What is needed in place of capitalism is for the Earth’s resources to become the common heritage of all. Then, they could be geared to satisfying people’s needs. If productive resources were commonly owned, then so would what they produced. The issue to be dealt with would be, not how to sell to people what had been produced (how could you when they’re already the joint owners of it?) It’s how to share-out/distribute what’s been produced. In other words, exchange (buying and selling) is replaced by distribution (sharing-out and taking). For this, money is not needed.

It’s possible – right at the beginning or as a result of some major natural disaster – that some useful things might be temporarily unavailable in sufficient quantities. In which case there would have to be a temporary rationing of them till supplies were increased or restored. But, given modern technology and capacity to produce, the general rule (and certainly the aim to be reached as rapidly as possible) would be free distribution and free access, the implementation of the old communist principle of “from each according to their abilities, to each according to their needs”. With free public transport, healthcare, education, gas, water, electricity, telephone, internet access, and other public services and amenities. And people free to take from the stores and distribution centres according to their needs. As I said, there would be no need for money. It would be redundant. The notes and coins we now use would find their proper place in museums.

Why not? Would it work? And how would  – or, rather, could – it work?

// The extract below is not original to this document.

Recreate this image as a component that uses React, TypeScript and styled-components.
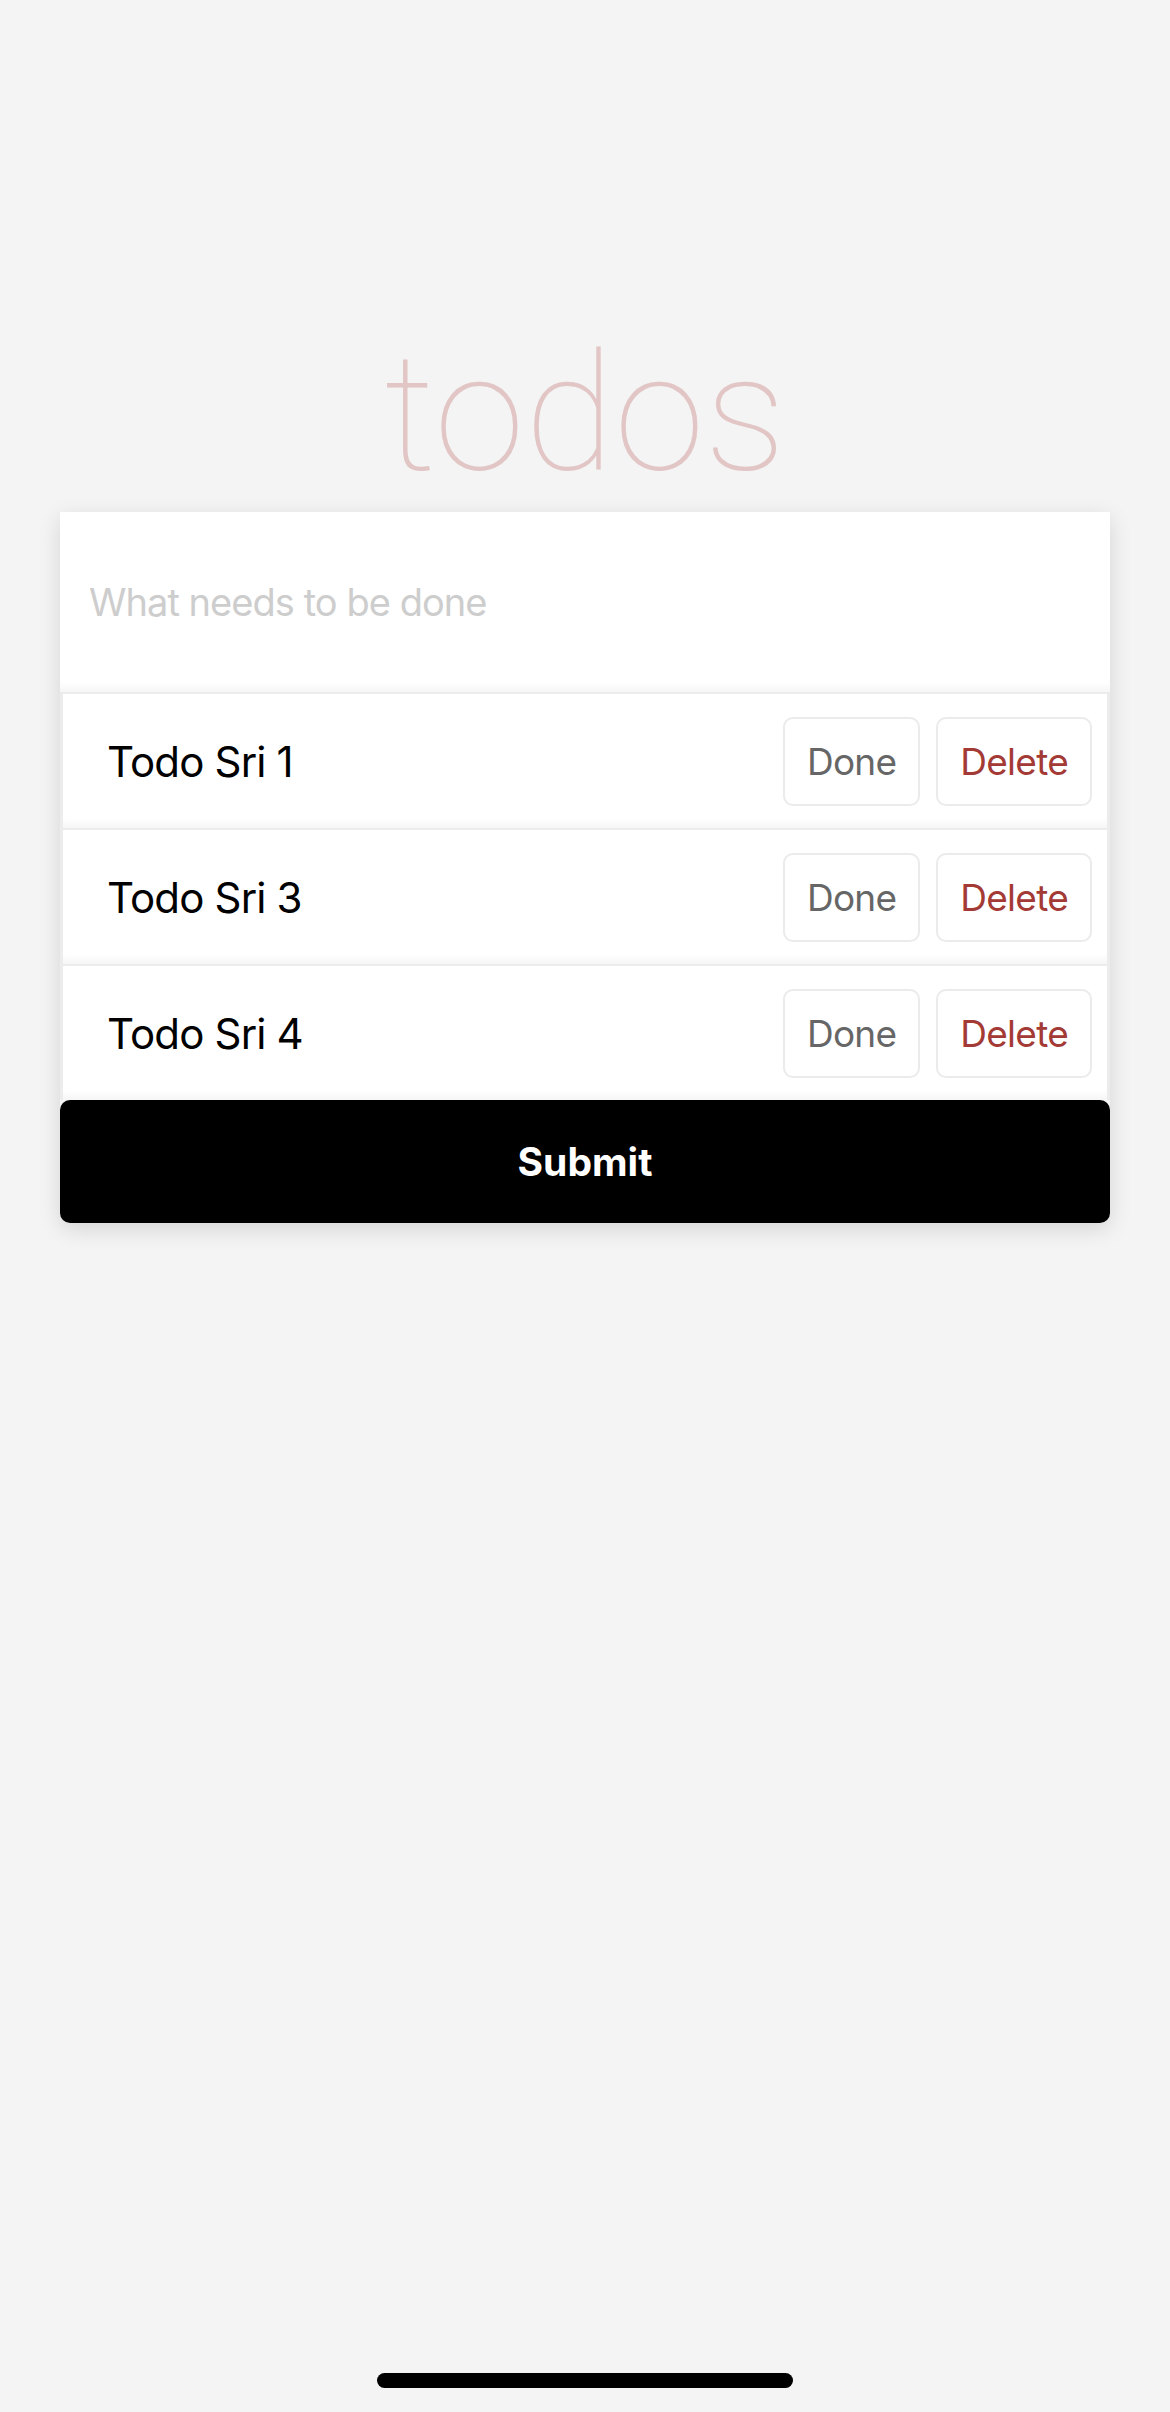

The main objection is a popular version of the basic dogma of modern conventional economics: that resources are scarce because people’s wants are infinite. Or, in its popular (populist) form, because people are greedy, so they would take too much and the whole system would collapse in chaos.

But are people’s wants really infinite? “Infinite” is the word they actually use in the textbooks. If literally interpreted, it would mean that everybody desires to obtain the whole universe. Which is absurd. People’s needs are not infinite. But are people “greedy”? In today’s society, where you can’t be sure of the future, it makes sense to make hay or gather nuts while you can in case things go wrong and your future money income is reduced (if, for instance, you lose your job or your employer or the government freezes your pay).

But even today within capitalism, when some things are free at the time of use and people know they will continue to be freely available they only take what they need. I’ve got a Freedom Pass that allows me to travel free on public transport in London. So have hundreds of thousands  of others. Do we spend all our time going from one end of the line to another or round and round the Circle Line? Of course not. We only travel when we need to. Maybe more than we would if we had to pay, but there’s nothing wrong with that. It only shows how having to pay means that some needs have to go unmet.

So, overconsumption is not going to be a problem. The problem will be organising so that the stores and distribution centres are always stocked with what people are likely to need. Here we can go again to the textbooks of conventional economics. They say that production is geared to meeting paying consumer demand. This isn’t the case, but let’s assume that it is. The theory is that consumers determine what is produced by the way they spend their money. What they buy over a given period is a signal as to what to produce. If stocks run short, that’s a signal to produce more. If stocks build up, that’s a signal to produce les.

This system of signals via stock levels can work just as easily irrespective of whether the stocks run short or build up as a result of what people buy or as a result of what they take freely. So the sort of central planning involving planners deciding in advance all that’s needed – which some people see as the only way to organise the production and distribution of useful things without money – is not necessary. In a moneyless society too, production and distribution could be largely self-regulating.

Anyway, this is not a blueprint, just an illustration of how organising the production and distribution of wealth without money is feasible.
The session was taped and will be posted on You Tube in about month's time.